PAO Russky Product (Russian: Публичное Акционерное Общество (ПАО) «Русский Продукт»)
- Founded: 1996
- Headquarters: Russia, Moscow
- Website: www.mir-foods.com/en/

= Russky Product =

Russian food manufacturer

Russky Produсt (Публичное Акционерное Общество (ПАО) Русский Продукт) is one of the leading food manufacturers in the Russian Federation.

The company's products are produced at two manufacturing plants Koloss in Moscow region, and Detchinsky Vegetable Concentrates Factory (DZOK) in Kaluga region.

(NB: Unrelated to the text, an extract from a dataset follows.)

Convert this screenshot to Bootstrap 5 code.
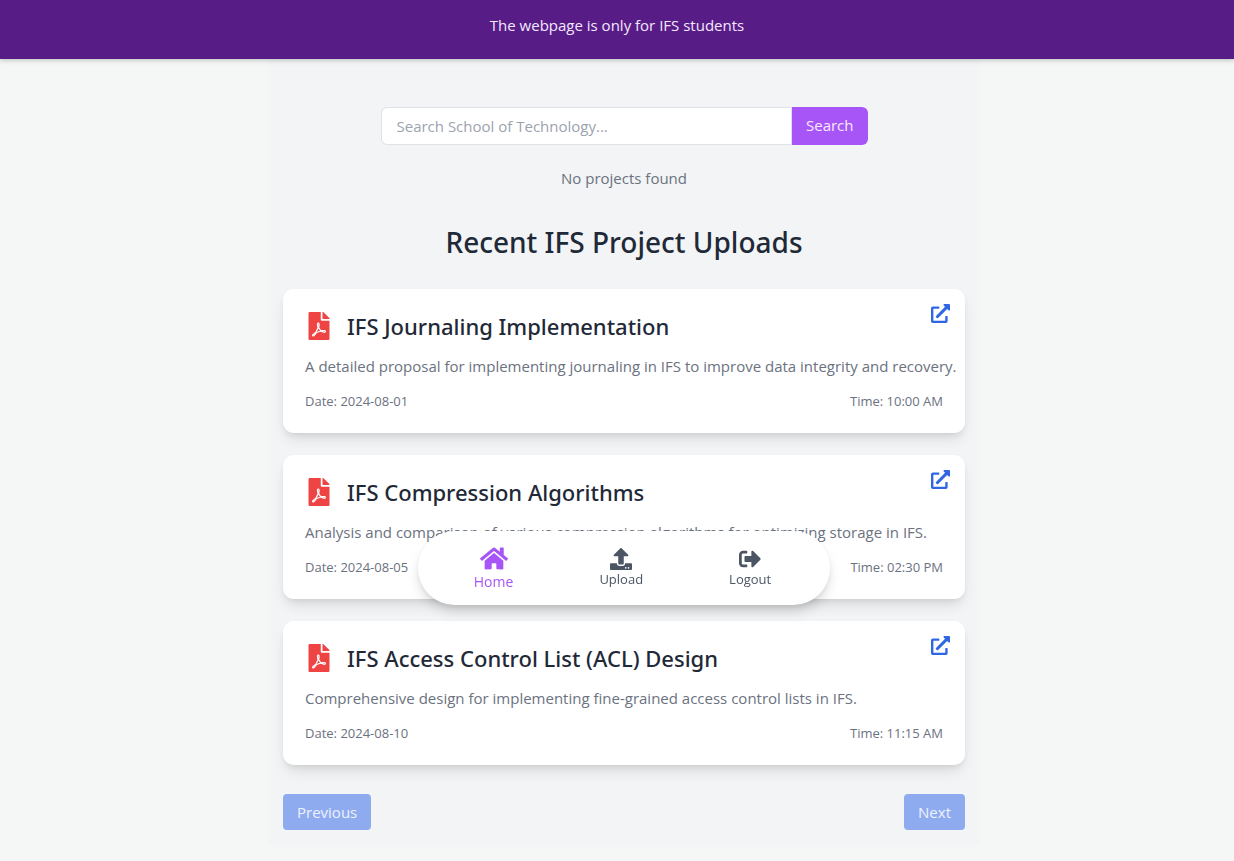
<!DOCTYPE html>
<html lang="en">
<head>
<meta charset="utf-8">
<meta name="viewport" content="width=device-width, initial-scale=1">
<title>IFS Projects</title>
<link href="https://cdn.jsdelivr.net/npm/bootstrap@5.3.0/dist/css/bootstrap.min.css" rel="stylesheet">
<style>
  body { font-family: "Open Sans", "Noto Sans", sans-serif; font-size: 15px; line-height: 22px; background: #f5f7f7; color: #6b7280; }
  .notice { background: #581c87; color: #f3e8ff; padding: 14px 15px 23px; box-shadow: 0 1px 5px rgba(0,0,0,.25); position: relative; }
  .page-wrap { padding-left: 14px; }
  .content-col { max-width: 712px; background: #f2f4f6; padding: 48px 15px 15px; }
  .search-form { max-width: 487px; }
  .search-form .form-control { height: 38px; padding: 7px 15px 8px; font-size: 15px; border: 1px solid #dfe2e6; border-radius: 6px 0 0 6px; }
  .search-form .form-control::placeholder { color: #9ca3af; }
  .btn-search { background: #a855f7; color: #f8ecff; font-size: 15px; line-height: 22px; padding: 7px 14px 9px; border: 0; border-radius: 0 6px 6px 0; }
  .btn-search:hover { background: #9333ea; color: #fff; }
  .no-results { margin: 22px 0 0; }
  .page-title { font-family: "Noto Sans", sans-serif; font-size: 28px; line-height: 34px; font-weight: 500; color: #1f2937; margin: 36px 0 30px; }
  .project { border: 0; border-radius: 11px; padding: 22px; box-shadow: 0 8px 14px -3px rgba(0,0,0,.12), 0 3px 6px -2px rgba(0,0,0,.08); }
  .project-list { gap: 22px; }
  .project-head { gap: 14px; margin-bottom: 14px; color: #ef4444; }
  .project-name { font-family: "Noto Sans", sans-serif; font-size: 22px; line-height: 30px; font-weight: 500; color: #1f2937; }
  @media (min-width: 768px) { .project-text { white-space: nowrap; } }
  .project-meta { font-size: 13px; line-height: 20px; margin-top: 14px; }
  .open-link { top: 15px; right: 15px; color: #2f66e3; line-height: 0; }
  .pager { margin-top: 29px; }
  .btn-page, .btn-page:disabled { background: #8fabf0; color: #edf2fd; opacity: 1; border: 0; border-radius: 4px; font-size: 15px; line-height: 22px; padding: 7px 14px; }
  .page-end { height: 16px; }
  .dock-wrap { bottom: 256px; padding-left: 14px; pointer-events: none; z-index: 10; }
  .dock { pointer-events: auto; background: #fff; max-width: 412px; height: 74px; padding-right: 3px; border-radius: 37px; gap: 86px; box-shadow: 0 8px 14px -3px rgba(0,0,0,.18), 0 2px 6px rgba(0,0,0,.06); }
  .dock a { color: #4b5563; font-size: 13px; line-height: 17px; text-decoration: none; gap: 1px; }
  .dock a.current { color: #a855f7; font-size: 14px; line-height: 18px; gap: 2px; }
  svg { fill: currentColor; flex: none; }
</style>
</head>
<body>
<svg class="d-none" aria-hidden="true">
  <symbol id="i-pdf" viewBox="0 0 384 512"><path d="M181.9 256.1c-5-16-4.9-46.9-2-46.9 8.4 0 7.6 36.9 2 46.9zm-1.7 47.2c-7.7 20.2-17.3 43.3-28.4 62.7 18.3-7 39-17.2 62.9-21.9-12.7-9.6-24.9-23.4-34.5-40.8zM86.1 428.1c0 .8 13.2-5.4 34.9-40.2-6.7 6.3-29.1 24.5-34.9 40.2zM248 160h136v328c0 13.3-10.7 24-24 24H24c-13.3 0-24-10.7-24-24V24C0 10.7 10.7 0 24 0h200v136c0 13.2 10.8 24 24 24zm-8 171.8c-20-12.2-33.3-29-42.7-53.8 4.5-18.5 11.6-46.6 6.2-64.2-4.7-29.4-42.4-26.5-47.8-6.8-5 18.3-.4 44.1 8.1 77-11.6 27.6-28.7 64.6-40.8 85.8-.1 0-.1.1-.2.1-27.1 13.9-73.6 44.5-54.5 68 5.6 6.9 16 10 21.5 10 17.9 0 35.7-18 61.1-61.8 25.8-8.5 54.1-19.1 79-23.2 21.7 11.8 47.1 19.5 64 19.5 29.2 0 31.2-32 19.7-43.4-13.9-13.6-54.3-9.7-73.6-7.2zM377 105L279 7c-4.5-4.5-10.6-7-17-7h-6v128h128v-6.1c0-6.3-2.5-12.4-7-16.9zm-74.1 255.3c4.1-2.7-2.5-11.9-42.8-9 37.1 15.8 42.8 9 42.8 9z"/></symbol>
  <symbol id="i-open" viewBox="0 0 512 512"><path d="M432,320H400a16,16,0,0,0-16,16V448H64V128H208a16,16,0,0,0,16-16V80a16,16,0,0,0-16-16H48A48,48,0,0,0,0,112V464a48,48,0,0,0,48,48H400a48,48,0,0,0,48-48V336A16,16,0,0,0,432,320ZM488,0h-128c-21.37,0-32.05,25.91-17,41l35.73,35.73L135,320.37a24,24,0,0,0,0,34L157.67,377a24,24,0,0,0,34,0L435.28,133.32,471,169c15,15,41,4.5,41-17V24A24,24,0,0,0,488,0Z"/></symbol>
</svg>

<header class="notice text-center">The webpage is only for IFS students</header>

<div class="page-wrap">
  <main class="content-col mx-auto">
    <form class="search-form d-flex mx-auto" role="search">
      <input type="search" class="form-control" placeholder="Search School of Technology..." aria-label="Search School of Technology">
      <button type="submit" class="btn btn-search">Search</button>
    </form>
    <p class="no-results text-center">No projects found</p>
    <h1 class="page-title text-center">Recent IFS Project Uploads</h1>

    <div class="project-list d-flex flex-column">
      <article class="card project">
        <div class="project-head d-flex align-items-center">
          <svg width="28" height="28"><use href="#i-pdf"/></svg>
          <h2 class="project-name mb-0">IFS Journaling Implementation</h2>
        </div>
        <p class="project-text mb-0">A detailed proposal for implementing journaling in IFS to improve data integrity and recovery.</p>
        <div class="project-meta d-flex justify-content-between"><span>Date: 2024-08-01</span><span>Time: 10:00 AM</span></div>
        <a href="#" class="open-link position-absolute" aria-label="Open project"><svg width="19" height="19"><use href="#i-open"/></svg></a>
      </article>
      <article class="card project">
        <div class="project-head d-flex align-items-center">
          <svg width="28" height="28"><use href="#i-pdf"/></svg>
          <h2 class="project-name mb-0">IFS Compression Algorithms</h2>
        </div>
        <p class="project-text mb-0">Analysis and comparison of various compression algorithms for optimizing storage in IFS.</p>
        <div class="project-meta d-flex justify-content-between"><span>Date: 2024-08-05</span><span>Time: 02:30 PM</span></div>
        <a href="#" class="open-link position-absolute" aria-label="Open project"><svg width="19" height="19"><use href="#i-open"/></svg></a>
      </article>
      <article class="card project">
        <div class="project-head d-flex align-items-center">
          <svg width="28" height="28"><use href="#i-pdf"/></svg>
          <h2 class="project-name mb-0">IFS Access Control List (ACL) Design</h2>
        </div>
        <p class="project-text mb-0">Comprehensive design for implementing fine-grained access control lists in IFS.</p>
        <div class="project-meta d-flex justify-content-between"><span>Date: 2024-08-10</span><span>Time: 11:15 AM</span></div>
        <a href="#" class="open-link position-absolute" aria-label="Open project"><svg width="19" height="19"><use href="#i-open"/></svg></a>
      </article>
    </div>

    <div class="pager d-flex justify-content-between">
      <button type="button" class="btn btn-page" disabled>Previous</button>
      <button type="button" class="btn btn-page" disabled>Next</button>
    </div>
  </main>
  <div class="page-end"></div>
</div>

<div class="dock-wrap position-fixed start-0 end-0">
  <nav class="dock d-flex align-items-center justify-content-center mx-auto" aria-label="Main">
    <a href="#" class="current d-flex flex-column align-items-center" aria-current="page">
      <svg width="28" height="25" viewBox="0 0 576 512"><path d="M280.37 148.26L96 300.11V464a16 16 0 0 0 16 16l112.06-.29a16 16 0 0 0 15.92-16V368a16 16 0 0 1 16-16h64a16 16 0 0 1 16 16v95.64a16 16 0 0 0 16 16.05L464 480a16 16 0 0 0 16-16V300L295.67 148.26a12.19 12.19 0 0 0-15.3 0zM571.6 251.47L488 182.56V44.05a12 12 0 0 0-12-12h-56a12 12 0 0 0-12 12v72.61L318.47 43a48 48 0 0 0-61 0L4.34 251.47a12 12 0 0 0-1.6 16.9l25.5 31A12 12 0 0 0 45.15 301l235.22-193.74a12.19 12.19 0 0 1 15.3 0L530.9 301a12 12 0 0 0 16.9-1.6l25.5-31a12 12 0 0 0-1.7-16.93z"/></svg>
      <span>Home</span>
    </a>
    <a href="#" class="d-flex flex-column align-items-center">
      <svg width="22" height="22" viewBox="0 0 512 512"><path d="M296 384h-80c-13.3 0-24-10.7-24-24V192h-87.7c-17.8 0-26.7-21.5-14.1-34.1L242.3 5.7c7.5-7.5 19.8-7.5 27.3 0l152.2 152.2c12.6 12.6 3.7 34.1-14.1 34.1H320v168c0 13.3-10.7 24-24 24zm216-8v112c0 13.3-10.7 24-24 24H24c-13.3 0-24-10.7-24-24V376c0-13.3 10.7-24 24-24h136v8c0 30.9 25.1 56 56 56h80c30.9 0 56-25.1 56-56v-8h136c13.3 0 24 10.7 24 24zm-124 88c0-11-9-20-20-20s-20 9-20 20 9 20 20 20 20-9 20-20zm64 0c0-11-9-20-20-20s-20 9-20 20 9 20 20 20 20-9 20-20z"/></svg>
      <span>Upload</span>
    </a>
    <a href="#" class="d-flex flex-column align-items-center">
      <svg width="22" height="22" viewBox="0 0 512 512"><path d="M497 273L329 441c-15 15-41 4.5-41-17v-96H152c-13.3 0-24-10.7-24-24v-96c0-13.3 10.7-24 24-24h136V88c0-21.4 25.9-32 41-17l168 168c9.3 9.4 9.3 24.6 0 34zM192 436v-40c0-6.6-5.4-12-12-12H96c-17.7 0-32-14.3-32-32V160c0-17.7 14.3-32 32-32h84c6.6 0 12-5.4 12-12V76c0-6.6-5.4-12-12-12H96c-53 0-96 43-96 96v192c0 53 43 96 96 96h84c6.6 0 12-5.4 12-12z"/></svg>
      <span>Logout</span>
    </a>
  </nav>
</div>
<script src="https://cdn.jsdelivr.net/npm/bootstrap@5.3.0/dist/js/bootstrap.bundle.min.js"></script>
</body>
</html>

Russky Produсt produces oat flakes, instant porridges, soups, instant soups, coffee beans, instant coffee, instant chicory, cereal drinks, kissels, spices, seasonings, jelly, and baking mixes. The company's brand portfolio includes Hercules (Геркулес), Supersoup (Суперсуп), Grocery 101 (Бакалея 101), Datchniy Soup (суп Дачный), Bake at Home (Печем Дома), Tradition (Традиция), Coffitel (Коффитель), Old Mill (Старая Мельница), Mr Slivkin (Мистер Сливкин), and Russky Product (Русский Продукт).

The company's products are sold in more than 70,000 retail outlets between Brest and Vladivostok as well as exported to the Commonwealth of Independent States, Central Asia, Israel, United States, Canada, and the EU.

== History ==

Russky Product was created through the merger of five food manufacturers in 1996 whose various histories start with the N. G. Grigoreva sausages and gastronomic meat products factory established in 1861 followed by the Moscow Food Factory in the 1920s.

The Moscow Food Factory became the first soviet company to master the industrial production of food concentrates in 1932. In 1936, special recipes were created for Papanin’s 1937 nine-month expedition to the extreme north aboard North Pole-1. In 1940 the factory was awarded the Order of Lenin after increasing its production 13-fold to 47,000 tons. By the height of the Great Patriotic War (World War II), production had increased to 80,500 tons in 1942.

In the post-war years the Moscow Food Factory introduced oat flakes brand Hercules that is well-known today as well as becoming the first factory first to produce infant formula and baking mixes on an industrial scale.

The Detchinsky Vegetable Concentrates Factory (DZOK) was built in 1950 subsequently producing dried potatoes, carrots, onions, greens, bulk concentrates, jellies, cottage cheese, dried berries and fruits, and freeze dried meats.

The pasta factory «Supermak» was built in 1959, and the Moscow experimental plant food concentrates factory «Koloss» in 1962. «Koloss» became the first plant in the Soviet Union to industrially produce potato chips.

== Products ==

The company operates in most segments including cereals, soup, instant soup, potato chips, noodles, kissel, kompot, coffee, instant chicory, barley beverages, jelly, spices and seasoning, baking mixes.

== Major competitors ==
Russky Produkt's largest competitors are international corporations Nestle, Kraft Foods, Unilever and Mars Incorporated. International Competitors comprise approximately 65% of the Russian Market.

== Financial problems ==
The company faced financial problems in early 2014. After selling its famous Bodrost (Бодрость) tea brand in the 2nd half of 2014 for an undisclosed amount, the company invested the proceeds to improve business efficiency via enhancement of production capacity, introduction of state-of-the art equipment and product portfolio optimisation. The company reports that 2018 resulted in a record year for volumes both in tons and rubles.